26 août 2013

MEDIA RELEASE: Canegrowers Australia

Sugar could prove just the sweetener the latest trade negotiations need to unlock the current export market access impasse.
 
At round 19 of Trans-Pacific Partnership  (TPP) negotiations being held in Brunei this week, United States negotiators will find they are unlikely to be able to achieve their own objectives of improving access to other markets for dairy and other agricultural industries, if they are unwilling to show leadership on market access for sugar.
 
The Australian sugar industry is part of the National Farmers’ Federation led Australian agricultural delegation attending the Brunei meetings, the first to include Japan as a full negotiating partner.
 
CANEGROWERS message is clear. “A TPP agreement must include commercially worthwhile new market access opportunities for sugar, with annual increases thereafter, until open access is achieved,” specifies CANEGROWERS Acting CEO Ron Mullins.
 
Like other Australian agricultural industries, the sugar industry has said it will not support a TPP outcome that doesn’t include commercially meaningful market access gains for all agricultural products.  
 
“There is no place for tariffs, quotas or other trade restrictions for any production in a 21st century trade agreement,” says Mullins. “This means there can be no carve outs or exclusions of any agricultural products.”
 
80% of Australian sugar is exported. Australian sugarcane farmers are the only sugarcane producers in the world who don’t operate with subsidies or price supports.
 
“For too long, sugar has been left out of key trade agreements,” says Mullins. “Growers can’t sell their sugar if they don’t have access to international markets.”
 
He says access to export markets is a critical issue for the Australian sugarcane industry, and that CANEGROWERS has made trade one of its five key platforms coming up to the 7 September election.  CANEGROWERS has called on the incoming government to prioritise completing the Australia – Korea Free Trade Agreement (FTA) in 2013 and complete the Australia – Japan FTA and Trans-Pacific Partnership negotiation by 2014.
 
Media comment:         Ron Mullins  |  CANEGROWERS Acting CEO  |  0417 790 156
More information:      Suzi Moore  |  CANEGROWERS Communications  |  0427 641 239
 
COMMENTAIRE de l'Institut canadien du sucre :
Pour ce qui est du PTP, l’industrie canadienne du sucre favorise des résultats tangibles permettant d’éviter l’exclusion des produits.

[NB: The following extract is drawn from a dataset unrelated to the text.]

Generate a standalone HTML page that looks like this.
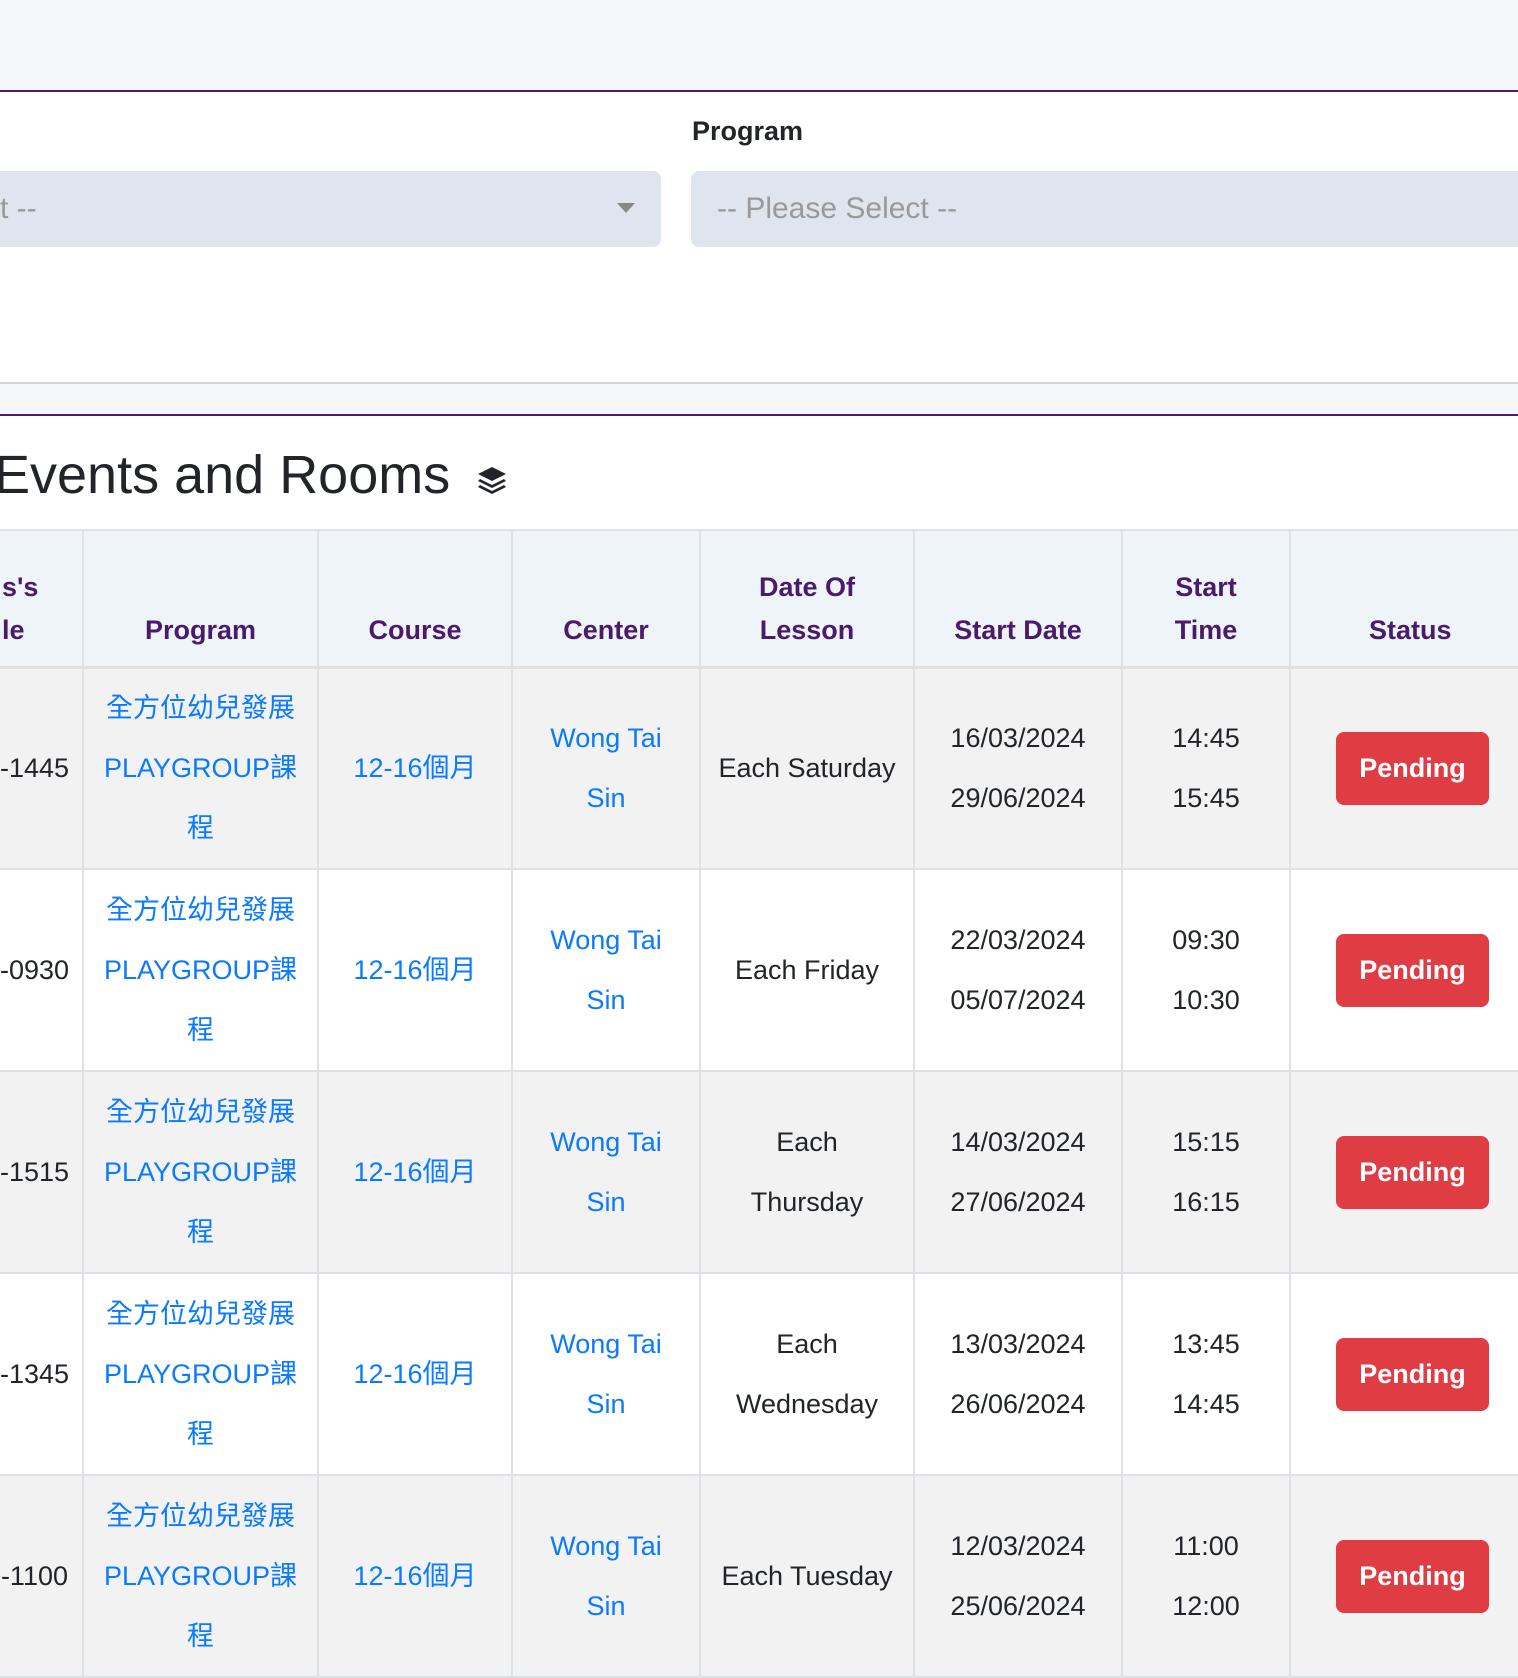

Plusieurs autres ententes de libre-échange ont des clauses de protection des denrées agricoles « sensibles » comme le sucre. La libéralisation du commerce en vertu du PTP doit améliorer les possibilités d’exportation canadienne de sucre raffiné et de produits contenant du sucre et éviter les règles d’origine qui empêcheraient l’accès des produits canadiens à d’autres marchés. L’industrie canadienne et australienne du sucre travaillent en collaboration avec d’autres organismes partageant la même opinion dans la « Global Alliance for Sugar Trade Reform and Liberalisation » afin de favoriser la libéralisation du marché du sucre au niveau mondial.